A matter of some significance in these cases is that they went to the jury. The Judge did not intervene nor did they accede to a submission of no case to answer. That means that there was sufficient evidence of the offence for the case to carry on. To a limited extent this could include some scrutiny of the credibility of the witnesses. Having said that there are some cases that the CPS can justify weeding out on the basis of undermining material that would still get beyond this stage.
The next stage of the test, “the public interest” test, is the more nebulous concept. It does not mean that the general public have some voyeuristic interest in seeing a trial happen and therefore the case should be prosecuted. It is about whether the general good of society, including things such as the cost to the public purse, demands that the prosecution should be brought.

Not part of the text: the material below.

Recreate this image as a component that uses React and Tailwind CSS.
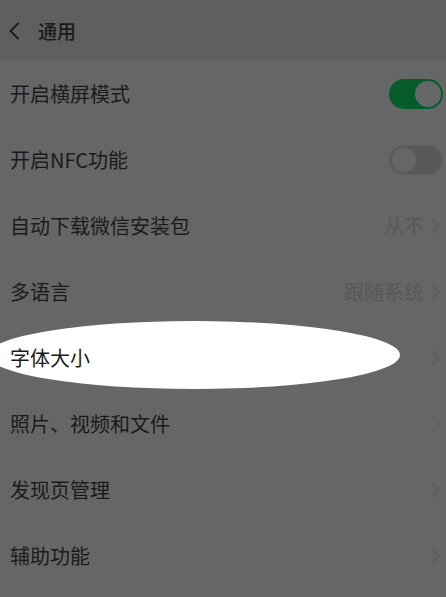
import React from "react";

const font = { fontFamily: '"Noto Sans CJK SC", "Noto Sans", sans-serif' };

function Chevron() {
  return (
    <svg width="9" height="16" viewBox="0 0 9 16" className="ml-[7px] mr-[3px]">
      <path d="M1.5 1.5 L7.5 8 L1.5 14.5" fill="none" stroke="#5c5c5c" strokeWidth="1.2" strokeLinecap="round" strokeLinejoin="round" />
    </svg>
  );
}

function Toggle({ on }) {
  return on ? (
    <div className="w-[54px] h-[30px] rounded-full bg-[#065c2b] flex items-center justify-end px-[2px]">
      <div className="w-[26px] h-[26px] rounded-full bg-[#676767]" />
    </div>
  ) : (
    <div className="w-[54px] h-[30px] rounded-full bg-[#595959] border border-[#5e5e5e] flex items-center justify-start px-[1px]">
      <div className="w-[26px] h-[26px] rounded-full bg-[#666666] border border-[#5e5e5e]" />
    </div>
  );
}

function Row({ label, value, toggle, chevron, highlight }) {
  return (
    <div className="relative h-[66px] flex items-center border-b border-[#696969] pl-[10px] pr-[3px]">
      {highlight && (
        <div className="absolute left-[-12px] top-[-4px] w-[412px] h-[68px] rounded-[50%] bg-white" />
      )}
      <span className="relative text-[20px] text-[#1b1b1b] leading-none flex-1">{label}</span>
      {value && <span className="relative text-[20px] text-[#585858] leading-none">{value}</span>}
      {chevron && <Chevron />}
      {toggle !== undefined && <Toggle on={toggle} />}
    </div>
  );
}

export default function App() {
  return (
    <div className="w-[446px] h-[597px] bg-[#666666] overflow-hidden" style={font}>
      <div className="h-[61px] bg-[#5f5f5f] flex items-center pl-[8px]">
        <svg width="12" height="18" viewBox="0 0 12 18">
          <path d="M10 1.5 L2.5 9 L10 16.5" fill="none" stroke="#1b1b1b" strokeWidth="1.8" strokeLinecap="round" strokeLinejoin="round" />
        </svg>
        <span className="ml-[18px] text-[19px] font-medium text-[#1b1b1b] leading-none">通用</span>
      </div>
      <Row label="开启横屏模式" toggle={true} />
      <Row label="开启NFC功能" toggle={false} />
      <Row label="自动下载微信安装包" value="从不" chevron />
      <Row label="多语言" value="跟随系统" chevron />
      <Row label="字体大小" chevron highlight />
      <Row label="照片、视频和文件" chevron />
      <Row label="发现页管理" chevron />
      <Row label="辅助功能" chevron />
    </div>
  );
}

And that is where the fact of a conviction does not demonstrate that the CPS have taken the correct decision in certain cases.
Take the Iceland Food case involving the men taking thrown away food from the skip in the enclosed yard. One could imagine the prosecution securing a conviction in that case on its facts. Yet that does not mean the decision to prosecute was correct as it was not in the public interest. A small change to the facts, a journalist in a garden going through the bins of a celebrity in the hope of finding a story, would potentially produce a different view on public interest.
The finest exposition of the public interest test was given by Lord Shawcross, former Attorney-General, when he said “it has never been the rule in this country – and I hope it never will be – that suspected criminal offences must automatically be the subject of prosecution.” We have that added layer of public interest which allows decisions to be influenced by humanity and by common sense.
There is a debate to be had about the prosecution of historic sex cases. The furore surrounding celebrities does little to add to that debate. Do the CPS always get it right? Certainly not. Do these high profile acquittals prove that? Not necessarily.